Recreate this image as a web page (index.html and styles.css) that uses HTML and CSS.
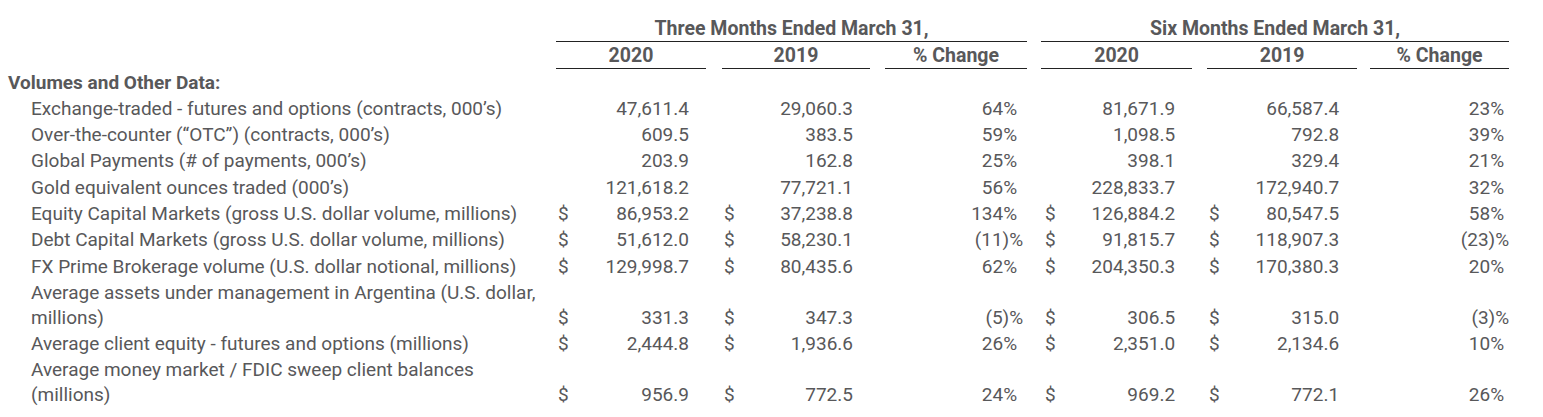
FILE: index.html
```html
<!DOCTYPE html>
<html>
<head>
<meta charset="utf-8">
<link rel="stylesheet" href="styles.css">
</head>
<body>
<table class="fin">
  <colgroup>
    <col class="c-label">
    <col class="c-cur"><col class="c-val3a">
    <col class="c-gap16">
    <col class="c-cur"><col class="c-val3b">
    <col class="c-gap15">
    <col class="c-pct3">
    <col class="c-gap14">
    <col class="c-cur"><col class="c-val6a">
    <col class="c-gap15">
    <col class="c-cur"><col class="c-val6b">
    <col class="c-gap13">
    <col class="c-pct6">
  </colgroup>
  <thead>
    <tr class="h1">
      <th></th>
      <th colspan="7" class="period">Three Months Ended March 31,</th>
      <th></th>
      <th colspan="7" class="period">Six Months Ended March 31,</th>
    </tr>
    <tr class="h2">
      <th></th>
      <th colspan="2" class="sub">2020</th>
      <th></th>
      <th colspan="2" class="sub">2019</th>
      <th></th>
      <th class="sub">% Change</th>
      <th></th>
      <th colspan="2" class="sub">2020</th>
      <th></th>
      <th colspan="2" class="sub">2019</th>
      <th></th>
      <th class="sub">% Change</th>
    </tr>
  </thead>
  <tbody>
    <tr>
      <td class="section" colspan="16">Volumes and Other Data:</td>
    </tr>
    <tr>
      <td class="label">Exchange-traded - futures and options (contracts, 000’s)</td>
      <td class="cur"></td><td class="val">47,611.4</td><td></td>
      <td class="cur"></td><td class="val">29,060.3</td><td></td>
      <td class="pct">64%</td><td></td>
      <td class="cur6"></td><td class="val">81,671.9</td><td></td>
      <td class="cur"></td><td class="val6b">66,587.4</td><td></td>
      <td class="pct6">23%</td>
    </tr>
    <tr>
      <td class="label">Over-the-counter (“OTC”) (contracts, 000’s)</td>
      <td class="cur"></td><td class="val">609.5</td><td></td>
      <td class="cur"></td><td class="val">383.5</td><td></td>
      <td class="pct">59%</td><td></td>
      <td class="cur6"></td><td class="val">1,098.5</td><td></td>
      <td class="cur"></td><td class="val6b">792.8</td><td></td>
      <td class="pct6">39%</td>
    </tr>
    <tr>
      <td class="label">Global Payments (# of payments, 000’s)</td>
      <td class="cur"></td><td class="val">203.9</td><td></td>
      <td class="cur"></td><td class="val">162.8</td><td></td>
      <td class="pct">25%</td><td></td>
      <td class="cur6"></td><td class="val">398.1</td><td></td>
      <td class="cur"></td><td class="val6b">329.4</td><td></td>
      <td class="pct6">21%</td>
    </tr>
    <tr>
      <td class="label">Gold equivalent ounces traded (000’s)</td>
      <td class="cur"></td><td class="val">121,618.2</td><td></td>
      <td class="cur"></td><td class="val">77,721.1</td><td></td>
      <td class="pct">56%</td><td></td>
      <td class="cur6"></td><td class="val">228,833.7</td><td></td>
      <td class="cur"></td><td class="val6b">172,940.7</td><td></td>
      <td class="pct6">32%</td>
    </tr>
    <tr>
      <td class="label">Equity Capital Markets (gross U.S. dollar volume, millions)</td>
      <td class="cur">$</td><td class="val">86,953.2</td><td></td>
      <td class="cur">$</td><td class="val">37,238.8</td><td></td>
      <td class="pct">134%</td><td></td>
      <td class="cur6">$</td><td class="val">126,884.2</td><td></td>
      <td class="cur">$</td><td class="val6b">80,547.5</td><td></td>
      <td class="pct6">58%</td>
    </tr>
    <tr>
      <td class="label">Debt Capital Markets (gross U.S. dollar volume, millions)</td>
      <td class="cur">$</td><td class="val">51,612.0</td><td></td>
      <td class="cur">$</td><td class="val">58,230.1</td><td></td>
      <td class="pct neg">(11)%</td><td></td>
      <td class="cur6">$</td><td class="val">91,815.7</td><td></td>
      <td class="cur">$</td><td class="val6b">118,907.3</td><td></td>
      <td class="pct6 neg">(23)%</td>
    </tr>
    <tr>
      <td class="label">FX Prime Brokerage volume (U.S. dollar notional, millions)</td>
      <td class="cur">$</td><td class="val">129,998.7</td><td></td>
      <td class="cur">$</td><td class="val">80,435.6</td><td></td>
      <td class="pct">62%</td><td></td>
      <td class="cur6">$</td><td class="val">204,350.3</td><td></td>
      <td class="cur">$</td><td class="val6b">170,380.3</td><td></td>
      <td class="pct6">20%</td>
    </tr>
    <tr>
      <td class="label">Average assets under management in Argentina (U.S. dollar, millions)</td>
      <td class="cur">$</td><td class="val">331.3</td><td></td>
      <td class="cur">$</td><td class="val">347.3</td><td></td>
      <td class="pct neg">(5)%</td><td></td>
      <td class="cur6">$</td><td class="val">306.5</td><td></td>
      <td class="cur">$</td><td class="val6b">315.0</td><td></td>
      <td class="pct6 neg">(3)%</td>
    </tr>
    <tr>
      <td class="label">Average client equity - futures and options (millions)</td>
      <td class="cur">$</td><td class="val">2,444.8</td><td></td>
      <td class="cur">$</td><td class="val">1,936.6</td><td></td>
      <td class="pct">26%</td><td></td>
      <td class="cur6">$</td><td class="val">2,351.0</td><td></td>
      <td class="cur">$</td><td class="val6b">2,134.6</td><td></td>
      <td class="pct6">10%</td>
    </tr>
    <tr>
      <td class="label">Average money market / FDIC sweep client balances (millions)</td>
      <td class="cur">$</td><td class="val">956.9</td><td></td>
      <td class="cur">$</td><td class="val">772.5</td><td></td>
      <td class="pct">24%</td><td></td>
      <td class="cur6">$</td><td class="val">969.2</td><td></td>
      <td class="cur">$</td><td class="val6b">772.1</td><td></td>
      <td class="pct6">26%</td>
    </tr>
  </tbody>
</table>
</body>
</html>
```

FILE: styles.css
```css
html, body {
  margin: 0;
  padding: 0;
  background: #ffffff;
}

body {
  padding: 16px 0 0 8px;
  font-family: Roboto, "Liberation Sans", sans-serif;
  font-size: 19px;
  color: #58585a;
}

.fin {
  table-layout: fixed;
  border-collapse: collapse;
  width: 1501px;
}

.c-label { width: 548px; }
.c-cur { width: 24px; }
.c-val3a { width: 126px; }
.c-val3b { width: 124px; }
.c-val6a { width: 127px; }
.c-val6b { width: 126px; }
.c-gap16 { width: 16px; }
.c-gap15 { width: 15px; }
.c-gap14 { width: 14px; }
.c-gap13 { width: 13px; }
.c-pct3 { width: 142px; }
.c-pct6 { width: 139px; }

.fin th,
.fin td {
  padding: 0;
  line-height: 25px;
  white-space: nowrap;
}

.fin th {
  font-weight: 700;
  font-size: 19.5px;
  text-align: center;
}

.h1 .period {
  border-bottom: 1px solid #222;
}

.h2 th {
  padding-top: 1px;
}

.h2 .sub {
  border-bottom: 1px solid #222;
}

.fin td {
  padding-top: 0.65px;
  padding-bottom: 0.65px;
  vertical-align: bottom;
}

.fin td.section {
  font-weight: 700;
  text-align: left;
}

.fin td.label {
  white-space: normal;
  padding-left: 23px;
  padding-right: 10px;
}

.fin td.cur {
  text-align: left;
  padding-left: 2px;
}

.fin td.cur6 {
  text-align: left;
  padding-left: 4px;
}

.fin td.val {
  text-align: right;
  padding-right: 17px;
}

.fin td.val6b {
  text-align: right;
  padding-right: 18px;
}

.fin td.pct {
  text-align: right;
  padding-right: 10px;
}

.fin td.pct.neg {
  padding-right: 4px;
}

.fin td.pct6 {
  text-align: right;
  padding-right: 5px;
}

.fin td.pct6.neg {
  padding-right: 0;
}
```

• • • •

Tell how many lines hold the string "index", giving the number and nothing else.

2